Industry commented that consideration of the four possible “consequences” differs from AG 48, which has only two remediation options – (i) add hard assets or (ii) a dollar-for-dollar reduction in credit for reinsurance.  Regulators who spoke in favor of the all-or-nothing approach argued that it is necessary to discourage non-compliance with AG 48.  Companies that seek to finance part of their reserves are being granted a “privilege,” and that such a privilege should only be granted if the company fully complies with the applicable requirements, including the requirement that it hold Primary Security in an amount equal to or in excess of the Required Level of Primary Security.  Industry argued, on the other hand, that the NAIC’s approach must recognize that unavoidable shortfalls will occur, pointing out that daily interest rate fluctuations can cause a shortfall and then the company would have to sell assets in a depressed economic environment.  In response, Superintendent Torti stated he is open to considering a de minimis shortfall to address rate fluctuations.

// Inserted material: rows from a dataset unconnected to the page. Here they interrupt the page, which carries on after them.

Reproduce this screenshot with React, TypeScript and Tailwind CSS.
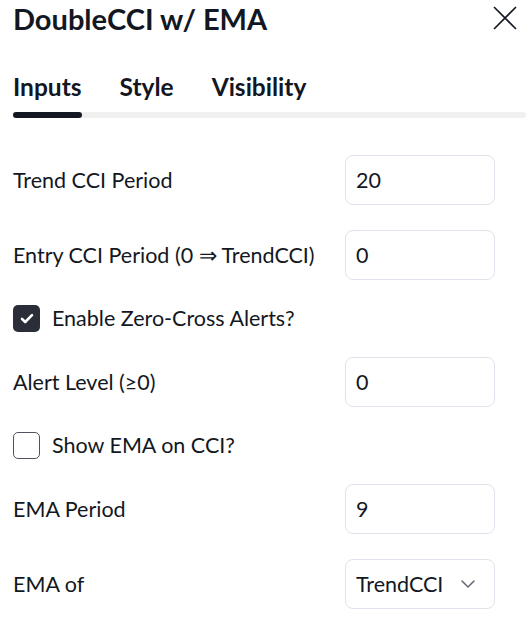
import { ChevronDown } from "lucide-react";

const font = { fontFamily: "Lato, 'Liberation Sans', sans-serif" };

const NumberRow = ({ label, value }: { label: string; value: string }) => (
  <div className="flex items-center justify-between h-[50px]">
    <span className="text-[21.5px]">{label}</span>
    <div className="w-[150px] h-[50px] border border-[#e0e3eb] rounded-[8px] flex items-center px-[10px] text-[21.5px]">
      {value}
    </div>
  </div>
);

const CheckRow = ({ label, checked }: { label: string; checked: boolean }) => (
  <div className="flex items-center h-[27px] gap-[12px]">
    {checked ? (
      <div className="w-[27px] h-[27px] rounded-[5px] bg-[#2a2e39] flex items-center justify-center">
        <svg width="14" height="11" viewBox="0 0 14 11" fill="none">
          <path d="M2 5.8L5.2 9L12 2.2" stroke="white" strokeWidth="2.6" strokeLinecap="round" strokeLinejoin="round" />
        </svg>
      </div>
    ) : (
      <div className="w-[27px] h-[27px] rounded-[5px] border-[1.5px] border-[#50535e]" />
    )}
    <span className="text-[21.5px]">{label}</span>
  </div>
);

export default function App() {
  return (
    <div className="w-[532px] h-[625px] bg-white text-[#131722] overflow-hidden" style={font}>
      <div className="flex items-start justify-between pl-[13px] pr-[15px]">
        <h1 className="text-[29px] font-bold leading-[38px]">DoubleCCI w/ EMA</h1>
        <button className="mt-[6px]">
          <svg width="24" height="24" viewBox="0 0 24 24" fill="none">
            <path d="M1 1L23 23M23 1L1 23" stroke="#131722" strokeWidth="1.6" />
          </svg>
        </button>
      </div>

      <div className="mt-[34px] pl-[13px] pr-[6px]">
        <div className="flex gap-[38px] text-[24.5px] font-bold leading-[30px]">
          <span>Inputs</span>
          <span>Style</span>
          <span>Visibility</span>
        </div>
        <div className="mt-[10px] h-[6px] rounded-full bg-[#f0f0f0]">
          <div className="h-[6px] w-[69px] rounded-full bg-[#131722]" />
        </div>
      </div>

      <div className="mt-[37px] pl-[13px] pr-[37px] flex flex-col gap-[25px]">
        <NumberRow label="Trend CCI Period" value="20" />
        <NumberRow label="Entry CCI Period (0 ⇒ TrendCCI)" value="0" />
        <CheckRow label="Enable Zero-Cross Alerts?" checked />
        <NumberRow label="Alert Level (≥0)" value="0" />
        <CheckRow label="Show EMA on CCI?" checked={false} />
        <NumberRow label="EMA Period" value="9" />
        <div className="flex items-center justify-between h-[50px]">
          <span className="text-[21.5px]">EMA of</span>
          <div className="w-[150px] h-[50px] border border-[#e0e3eb] rounded-[8px] flex items-center justify-between pl-[10px] pr-[14px] text-[21.5px]">
            <span>TrendCCI</span>
            <ChevronDown size={24} strokeWidth={1.6} className="text-[#6a6d78]" />
          </div>
        </div>
      </div>
    </div>
  );
}
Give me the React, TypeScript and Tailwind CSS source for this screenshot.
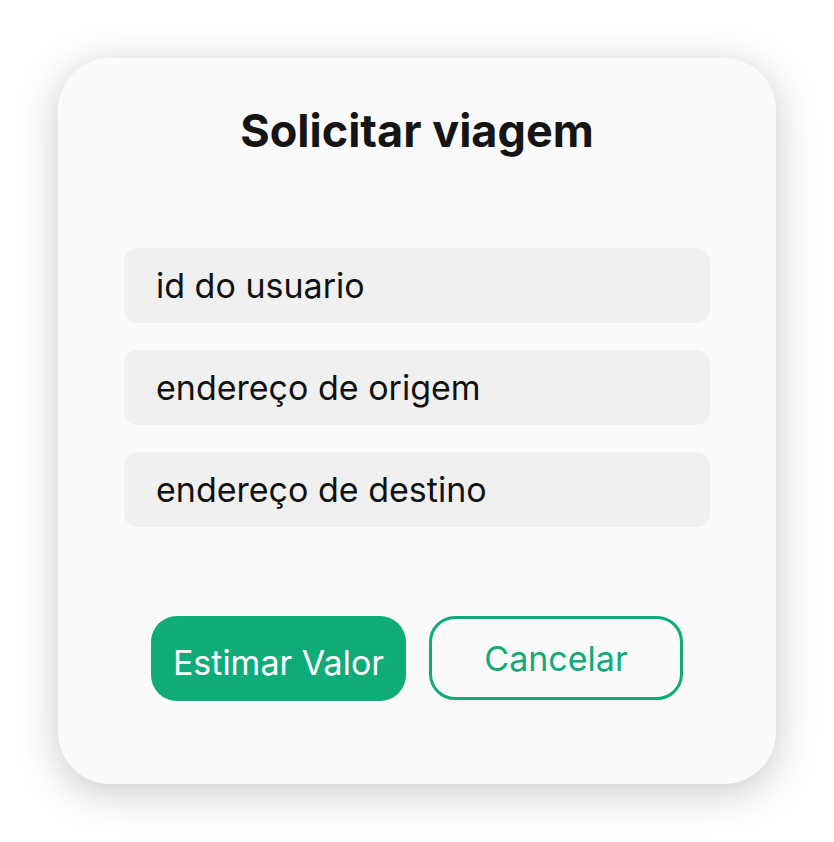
export default function App() {
  const fields = ['id do usuario', 'endereço de origem', 'endereço de destino'];
  return (
    <div className="min-h-[842px] bg-white p-[58px] font-['Inter',sans-serif]">
      <div className="flex h-[726px] flex-col items-center rounded-[52px] bg-[#fafafa] px-[66px] pt-[46px] shadow-[0_8px_40px_rgba(0,0,0,0.22)]">
        <h1 className="text-[45px] font-bold leading-[54px] text-[#151515]">Solicitar viagem</h1>
        <div className="mt-[90px] flex w-full flex-col gap-[27px]">
          {fields.map((f) => (
            <div
              key={f}
              className="flex h-[75px] items-center rounded-[14px] bg-[#f0f0f0] px-[32px] text-[34px] text-[#111]"
            >
              {f}
            </div>
          ))}
        </div>
        <div className="mt-[89px] flex gap-[23px]">
          <button className="h-[85px] w-[255px] rounded-[26px] bg-[#0fab78] pt-[8px] text-[34px] text-white">
            Estimar Valor
          </button>
          <button className="h-[84px] w-[254px] rounded-[26px] border-[3px] border-[#0fab78] text-[34px] text-[#0fab78]">
            Cancelar
          </button>
        </div>
      </div>
    </div>
  );
}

Comments on the exposures are due by September 30, 2015.

3. Principles Based Reserving Implementation

PBR will be implemented over approximately three years and for new business once at least 42 states (a supermajority) representing 75 percent of total US premium adopt the revisions to the SVL.  As of the Summer Meeting, 36 states, representing 60 percent of premium, have adopted the revised model laws.  The PBR Implementation Task Force is currently considering proposals to determine the actual operative date of PBR (i.e., determining whether those states have enacted substantially similar terms and provisions as the SVL).  Given the number of states close to enacting PBR by the end of the year, it is a possibility that 39 states representing 73 percent of premium will have enacted PBR by the end of 2016.  If the thresholds are met by July 1, 2016, PBR could become operative as early as January 1, 2017.